Grid operators depend on grid information for effective and efficient operation, maintenance, and planning. This information is traditionally collected by the SCADA system through remote terminal units (RTUs) or gateways placed at substations.
But in this way grid operators are only monitoring part of the grid. For many use cases, information cannot be collected in the traditional way. Examples are oil quality monitoring in the transformers, hot spot temperature monitoring in transformers and lines, copper theft detection and fault passage indication in overhead lines. Sensors collecting information for these cases can often not easily be connected to substation RTUs or gateways, because they are physically too far, or it is too costly to logically integrate them into the systems.
New sensors, often based on internet-of-thing (IoT) technologies, are used to fill this gap.

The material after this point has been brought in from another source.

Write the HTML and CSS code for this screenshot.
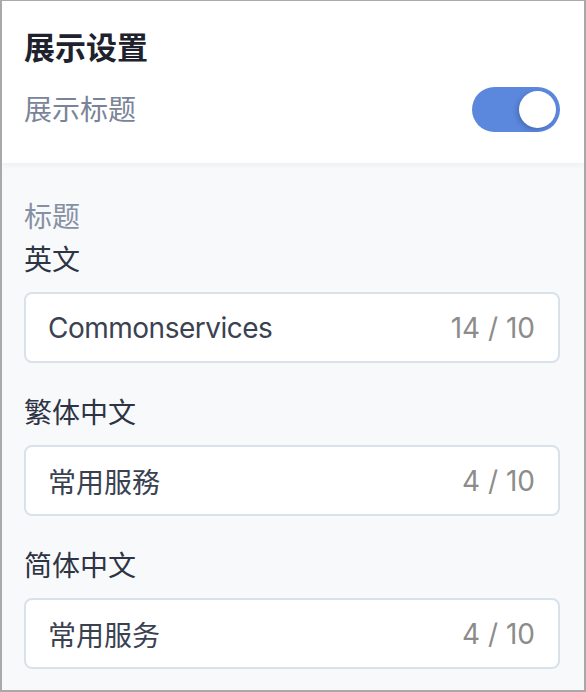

These sensors allow grid operators to get more data about the grid, at a lower cost.
But because of the goal of low cost, it is often not clear what security requirements can be set for the sensor systems. To keep the cost of sensors down, they have less computing power than RTUs or gateways. To reduce installation cost, the sensors are sometimes battery powered. So, some measures may not be feasible on the sensors. Also, to minimize the cost of installation and maintenance, security configuration and key management should take as little time as possible from engineers. So, these functions should be automated where possible.
This document provides a recommended security architecture for sensor system, particularly those based on IoT technologies. It gives a set of technical measures that those designing and maintaining the systems can use to mitigate security risks by reducing the likelihoods.